Users of IBM Corp.’s Lotus Sametime software may be able to more easily communicate with the 195 million registered users of America Online Inc.’s Instant Messenger (AIM) under a new deal forged by the two companies.
Under the agreement, due to be announced Monday, the companies will test the ability for Sametime customers to communicate with users of the AIM Enterprise Gateway using one screen name, one password and a consolidated contact list, the companies said.
“This is a trial about pooling communities of users together,” said Bruce Stewart, senior vice-president of Strategic Business Solutions at Dulles, Va.-based AOL.
The AIM Enterprise Gateway, launched last November, manages corporate IM use behind company firewalls, and serves as a proxy between business users and the outside AIM network. The company also offers a suite of corporate IM services, including a private domain service, directory authentication, and IM management, logging and monitoring capabilities.

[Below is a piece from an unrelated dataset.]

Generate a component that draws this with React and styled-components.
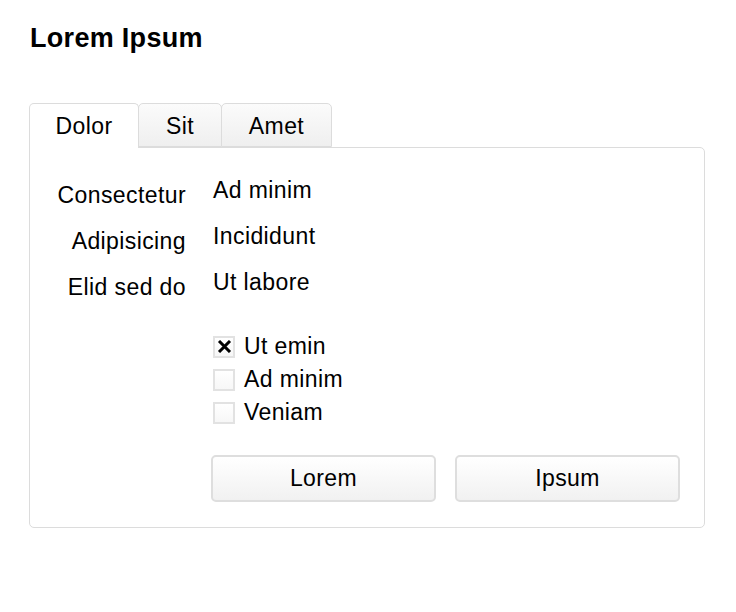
import { useState } from "react";
import styled, { createGlobalStyle } from "styled-components";

const GlobalStyle = createGlobalStyle`
  html, body {
    margin: 0;
    padding: 0;
    background: #fff;
  }
  body {
    font-family: "Liberation Sans", Arial, Helvetica, sans-serif;
    color: #000;
  }
`;

const Page = styled.div`
  width: 676px;
  padding: 23px 29px 40px;
`;

const Title = styled.h1`
  margin: 0 0 50px 1px;
  font-size: 27px;
  line-height: 30px;
  font-weight: bold;
  letter-spacing: 0.3px;
`;

const TabBar = styled.div`
  display: flex;
  position: relative;
  z-index: 1;
`;

const Tab = styled.button`
  font-family: inherit;
  font-size: 23px;
  letter-spacing: 0.4px;
  line-height: 43px;
  width: ${(p) => p.$w}px;
  height: ${(p) => (p.$active ? "45px" : "44px")};
  padding: 1px 0 0;
  margin: 0 0 ${(p) => (p.$active ? "-1px" : "0")} -1px;
  color: #000;
  border: 1px solid #dcdcdc;
  border-bottom: ${(p) => (p.$active ? "none" : "1px solid #dcdcdc")};
  border-radius: 5px 5px 0 0;
  background: ${(p) =>
    p.$active ? "#fff" : "linear-gradient(#fbfbfb, #efefef)"};
  cursor: pointer;
  box-sizing: border-box;
  &:first-child {
    margin-left: 0;
  }
`;

const Panel = styled.div`
  border: 1px solid #dcdcdc;
  border-radius: 0 5px 5px 5px;
  padding: 27px 24px 25px 20px;
  display: grid;
  grid-template-columns: 136px 1fr;
  column-gap: 27px;
  font-size: 23px;
  letter-spacing: 0.4px;
`;

const Label = styled.div`
  text-align: right;
  line-height: 30px;
  padding-top: 5px;
  margin-bottom: 11px;
`;

const Value = styled.div`
  line-height: 30px;
  margin-bottom: 16px;
`;

const Checks = styled.div`
  grid-column: 2;
  margin-top: 17px;
  display: flex;
  flex-direction: column;
`;

const CheckRow = styled.label`
  display: flex;
  align-items: center;
  gap: 9px;
  height: 33px;
  line-height: 33px;
  cursor: pointer;
`;

const Box = styled.span`
  width: 22px;
  height: 22px;
  box-sizing: border-box;
  border: 2px solid #e2e2e2;
  background: linear-gradient(#ffffff, #f7f7f7);
  display: flex;
  align-items: center;
  justify-content: center;
`;

const Buttons = styled.div`
  grid-column: 2;
  margin: 26px 0 0 -2px;
  display: grid;
  grid-template-columns: 1fr 1fr;
  gap: 19px;
`;

const Button = styled.button`
  font-family: inherit;
  font-size: 23px;
  letter-spacing: 0.4px;
  height: 47px;
  color: #000;
  border: 2px solid #dedede;
  border-radius: 5px;
  background: linear-gradient(#ffffff, #f1f1f1);
  cursor: pointer;
`;

const tabs = [
  { name: "Dolor", w: 110 },
  { name: "Sit", w: 84 },
  { name: "Amet", w: 111 },
];

const rows = [
  ["Consectetur", "Ad minim"],
  ["Adipisicing", "Incididunt"],
  ["Elid sed do", "Ut labore"],
];

const options = ["Ut emin", "Ad minim", "Veniam"];

export default function App() {
  const [tab, setTab] = useState(0);
  const [checked, setChecked] = useState([true, false, false]);

  const toggle = (i) =>
    setChecked((c) => c.map((v, j) => (j === i ? !v : v)));

  return (
    <>
      <GlobalStyle />
      <Page>
        <Title>Lorem Ipsum</Title>
        <TabBar>
          {tabs.map((t, i) => (
            <Tab
              key={t.name}
              $w={t.w}
              $active={tab === i}
              onClick={() => setTab(i)}
            >
              {t.name}
            </Tab>
          ))}
        </TabBar>
        <Panel>
          {rows.map(([l, v]) => (
            <>
              <Label key={l}>{l}</Label>
              <Value key={v}>{v}</Value>
            </>
          ))}
          <Checks>
            {options.map((o, i) => (
              <CheckRow key={o} onClick={() => toggle(i)}>
                <Box>
                  {checked[i] && (
                    <svg width="15" height="13" viewBox="0 0 15 13">
                      <path
                        d="M2 1 L13 12 M13 1 L2 12"
                        stroke="#000"
                        strokeWidth="3"
                        fill="none"
                      />
                    </svg>
                  )}
                </Box>
                {o}
              </CheckRow>
            ))}
          </Checks>
          <Buttons>
            <Button>Lorem</Button>
            <Button>Ipsum</Button>
          </Buttons>
        </Panel>
      </Page>
    </>
  );
}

The pilot tests are targeted at integrating the AIM Gateway and corporate IM services with Lotus Sametime’s instant messaging and Web conferencing software.
AIM features are already integrated into the Sametime messaging client under a previous agreement, but users have to log into AIM using a different password, and the contact lists for the two systems are kept separate.
The new tests are aimed at providing a more seamless messaging experience by adding back-end integration, the companies said.
If successful, 8 million Sametime customers would eventually be able to manage AIM usage on their systems and IT managers would be able to log and monitor instant messages between the AOL and Sametime systems.
Stewart did not give a timeline of when he believes that the integration would be successful, saying only that the tests would take “months.”
“We’re hopeful. We just want to make sure it all works,” he said.